Last week, following on from the IPA's focus on talent, I wrote about cost of high staff turnover rates (at 30 per cent the ad industry is poor). The other side of the retention coin is recruitment, and one area that will become a big issue is diversity of workforce.
If the ad industry's unique selling proposition is that it understands audiences, and how to create the messages that resonate with those audiences, it helps if those audiences are represented in its workforce."
In fact, as things currently stand, the ad industry doesn't do too badly on workforce diversity. According to the latest IPA Census, about 12 per cent of the industry workforce is of BAME (black, Asian, minority ethnic) origin. That compares with 13 per cent across the population as a whole.
That's ok, and certainly a whole lot better than in 2005, when the BAME proportion of the advertising workforce was just 5.1 per cent.
But here's the thing: one in four school-age children is of BAME origin, and pretty soon they will be making their way into the workforce. At that point they will become economically active, and therefore of great interest to clients.
If the ad industry's unique selling proposition is that it understands audiences, and how to create the messages that resonate with those audiences, it helps if those audiences are represented in its workforce.
Without that, there are two big dangers: one, 'groupthink', which is what happens when decisions are made by a narrow class with a tightly defined set of values; and two, cultural blindness, which occurs when we simply don't understand how others think and behave or ignore people who aren't like us.
Based on an entirely random and unscientific look at TV and press ads over last weekend, current output doesn't reflect the make-up of British society. Only a handful caught my eye: the Samsung press campaign with a hipster Sikh; an ad for John Lewis' Kin range featuring an Asian guy; this Barclays Life Skills TV ad; and a Sky Broadband break bumper featuring a black kid sucking up a piece of spaghetti. I'm sure (I hope too) there are more out there, and if you think I've got this wrong, let me know.
Although there may have been other ads with a few BAME faces in the background, this isn't much to write home about. Does this show cultural blindness on the part of agency casting teams or, heaven forbid, clients insisting on white faces?
One hopes this will change, and quickly too, as the industry recruits from a more diverse base. But how will this happen? And is there a built-in selection bias - our preference for recruiting in our own image - that has to be overcome?
Digging around this subject, it seems there are several initiatives already under way [...] But I suspect there is a case for a more joined-up approach across the industry as a whole."
The key is getting into schools early to educate youngsters about the potential of a career in advertising. According to Phil Pyatt of Inspiring the Future, a charity that links industry with schools, young people are bombarded with choice and tend to settle on a short list of four or five career options early on. They are also influenced by parents and teachers, so the ad industry has to reach those people too.

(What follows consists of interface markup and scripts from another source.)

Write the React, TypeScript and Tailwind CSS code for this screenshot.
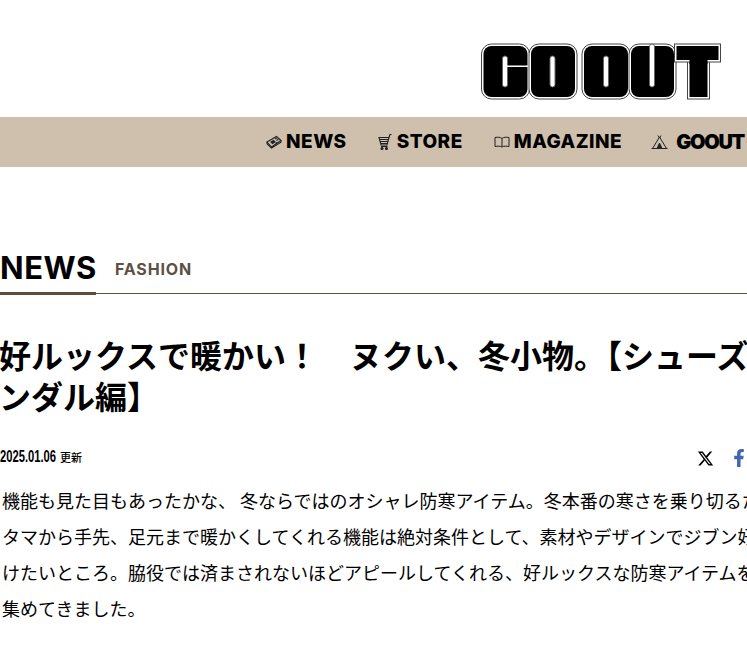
import { FaFacebookF } from 'react-icons/fa';
import { FaXTwitter } from 'react-icons/fa6';

const latin = "font-['Inter','Liberation_Sans',sans-serif]";

function LogoBlock({ x, y = 1, w, h = 55, r = 10 }: { x: number; y?: number; w: number; h?: number; r?: number }) {
  return (
    <>
      <rect x={x} y={y} width={w} height={h} rx={r} fill="#fff" stroke="#444" strokeWidth="1" />
      <rect x={x + 2} y={y + 2} width={w - 4} height={h - 4} rx={Math.max(r - 2, 0)} fill="#000" />
    </>
  );
}

function LogoSlit({ x, y = 13, h = 31 }: { x: number; y?: number; h?: number }) {
  return <rect x={x} y={y} width="5" height={h} rx="2.500" fill="#fff" stroke="#666" strokeWidth="1" />;
}

function GoOutLogo() {
  return (
    <svg width="241" height="58" viewBox="0 0 241 58" aria-label="GO OUT" role="img">
      <LogoBlock x={0.5} w={48} />
      <LogoSlit x={21.500} />
      <rect x="25" y="22.500" width="23" height="1.500" fill="#fff" />
      <LogoBlock x={48} w={48} />
      <LogoSlit x={69} />
      <LogoBlock x={101} w={48} />
      <LogoSlit x={122.500} />
      <LogoBlock x={148} w={47} />
      <LogoSlit x={168.500} y={1} h={43} />
      <LogoBlock x={206.500} y={10} w={22} h={46} r={0} />
      <LogoBlock x={193.500} w={46} h={18} r={0} />
      <rect x="208.500" y="12" width="18" height="9" fill="#000" />
    </svg>
  );
}

function NewsIcon() {
  return (
    <svg width="16" height="15" viewBox="0 0 16 15" fill="none" stroke="#222" strokeWidth="1.100">
      <path d="M1 7 10.500 1.500 15 5.500 5.500 12Z" />
      <path d="M1 7v1.700l4.500 4.300L15 7.300V5.500" />
      <path d="m5 7 2.500-1.500L9 7 6.500 8.500Z" fill="#222" />
      <path d="m9 4 2-1M10.500 5.500l2-1.200M9.500 8.500l2-1.300" />
    </svg>
  );
}

function CartIcon() {
  return (
    <svg width="14" height="16" viewBox="0 0 14 16" fill="none" stroke="#222" strokeWidth="1.100">
      <path d="M.5 3.500h10.500l1-3h1.500" />
      <path d="M1.500 5.500h9M2 7.500h8M2.800 9.500h6.600" />
      <path d="m1 3.500 2 7.500h6L11 3.500" />
      <path d="M3 12.500h6.500" />
      <circle cx="4" cy="14.500" r="1" fill="#222" />
      <circle cx="8.500" cy="14.500" r="1" fill="#222" />
    </svg>
  );
}

function BookIcon() {
  return (
    <svg width="16" height="12" viewBox="0 0 16 12" fill="none" stroke="#222" strokeWidth="1">
      <path d="M8 2.500C6.500 1 3.500 1 1 1.500v9c2.500-.5 5.500-.5 7 .5 1.500-1 4.500-1 7-.5v-9C12.500 1 9.500 1 8 2.500Z" />
      <path d="M8 2.500V11" />
    </svg>
  );
}

function TentIcon() {
  return (
    <svg width="17" height="15" viewBox="0 0 17 15" fill="none" stroke="#222" strokeWidth="1">
      <path d="M8.500 2 15.500 13.500H1.500Z" />
      <path d="M.5 13.500h16" />
      <path d="M8.500 8 6 13.500h5Z" fill="#222" />
      <path d="M7 .5 8.500 3 10 .5" />
    </svg>
  );
}

function NavItem({ icon, label, gap }: { icon: React.ReactNode; label: string; gap: string }) {
  return (
    <a className={`flex shrink-0 items-center ${gap}`}>
      {icon}
      <span className={`${latin} text-[19px] font-extrabold tracking-[0.5px] text-black`}>{label}</span>
    </a>
  );
}

export default function App() {
  return (
    <div className="h-[648px] w-[747px] overflow-hidden bg-white font-['Noto_Sans_CJK_JP',sans-serif] text-black">
      <header>
        <div className="flex h-[117px] items-start pl-[481px] pt-[43px]">
          <GoOutLogo />
        </div>
        <nav className="flex h-[50px] items-center whitespace-nowrap bg-[#cfbfad] pl-[266px]">
          <NavItem icon={<NewsIcon />} label="NEWS" gap="gap-[4px]" />
          <div className="ml-[31px]">
            <NavItem icon={<CartIcon />} label="STORE" gap="gap-[5px]" />
          </div>
          <div className="ml-[31px]">
            <NavItem icon={<BookIcon />} label="MAGAZINE" gap="gap-[4px]" />
          </div>
          <a className="ml-[29px] flex shrink-0 items-center gap-[8px]">
            <TentIcon />
            <span className={`${latin} text-[20px] font-black tracking-[-1.300px]`}>GOOUT CAMP</span>
          </a>
        </nav>
      </header>

      <main className="pt-[81px]">
        <div className="flex h-[46px] items-start border-b border-[#5e5044]">
          <h2 className="h-[47px] w-[96px] shrink-0 border-b-[3px] border-[#5e4c38] text-[31px] leading-[36px] font-bold tracking-[0.5px]">
            <span className={latin}>NEWS</span>
          </h2>
          <span className={`${latin} ml-[19px] pt-[9px] text-[16px] leading-[24px] font-bold tracking-[0.85px] text-[#5e5044]`}>FASHION</span>
        </div>

        <h1 className="-ml-px mt-[40px] w-[832px] text-[32px] leading-[41px] font-bold">
          好ルックスで暖かい！　ヌクい、冬小物。【シューズ＆サンダル編】
        </h1>

        <div className="mt-[27px] flex h-[30px] items-center justify-between">
          <p className="flex items-baseline gap-[4px] pb-[2px] font-bold">
            <span className="inline-block w-[56px] origin-left scale-x-[0.7] whitespace-nowrap font-['Liberation_Sans',sans-serif] text-[16px]">2025.01.06</span>
            <span className="text-[11px] font-medium">更新</span>
          </p>
          <div className="flex w-[50px] shrink-0 items-center gap-[16px] overflow-hidden">
            <FaXTwitter size={17} className="shrink-0" />
            <FaFacebookF size={18} className="shrink-0 text-[#4267b2]" />
          </div>
        </div>

        <div className="mt-[9px] whitespace-nowrap pl-[2px] text-[18px] leading-[36px]">
          <p>機能も見た目もあったかな、 冬ならではのオシャレ防寒アイテム。冬本番の寒さを乗り切るた</p>
          <p>タマから手先、足元まで暖かくしてくれる機能は絶対条件として、素材やデザインでジブン好</p>
          <p>けたいところ。脇役では済まされないほどアピールしてくれる、好ルックスな防寒アイテムを</p>
          <p>集めてきました。</p>
        </div>
      </main>
    </div>
  );
}
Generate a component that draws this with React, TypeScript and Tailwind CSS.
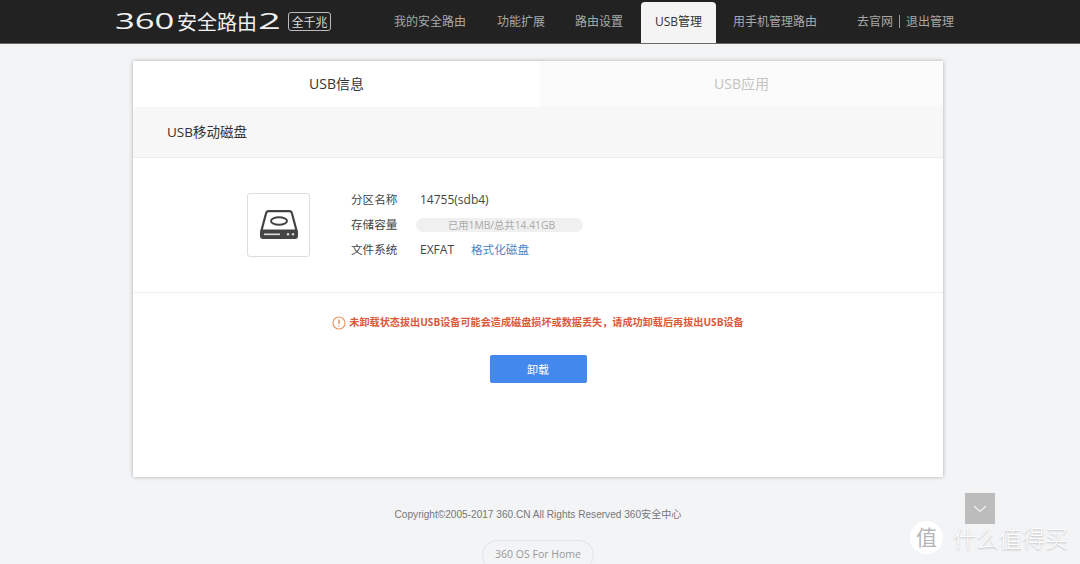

Digging around this subject, it seems there are several initiatives already under way. The IPA's Creative Pioneers programme, which it runs in conjunction with Metro, generates around 100 or so apprenticeships with agencies a year. Carat runs a one-day session called Discover Media, which targets GCSE-age students from schools in disadvantaged areas.
Good for them. But I suspect there is a case for a more joined-up approach across the industry as a whole.
The same could also be said for university recruitment. Of course the ad industry doesn't struggle to attract bright young graduates, except perhaps those with STEM (science, technology, engineering and maths) degrees. They are much in demand right across the UK (and international) economy, but their data, creative technology and coding skills are especially relevant to the ad industry.
The issue, as I understand it, is that this cohort doesn't even think of advertising as a career, because they see no space for their talents there. To them, advertising is about hipster creative, pointy-head planners and smooth account people, not games developers or data scientists.
So there's another education job to be done there. Money too is an issue, because demand for these people is sky-high, and they can get better paid elsewhere. At some point, agencies have got to bite the bullet on starting salary levels, all the more so as the first graduates with £30-£40,000 of debt begin to emerge.
Adland has never been able to compete, money-wise, with the law, accountancy or management consultancy, but with the likes of Sainsbury's and Lidl offering starting salaries of £37-£40,000, there's a danger it will fall even further behind.
Equally, however, there is a generation of 16-year-olds, especially those from BAME and less wealthy backgrounds, who will not wish to encumber themselves with huge debt, and therefore look to join the workforce straight from school.
This takes us back to the industry focusing on schools. It's not easy, but it's essential. And the results - a more diverse workforce, and more BAME faces in ads - wind up Nigel Farage, so much the better.
(Disclosure: I work from time to time for the IPA, including generating content around last week's focus on talent.)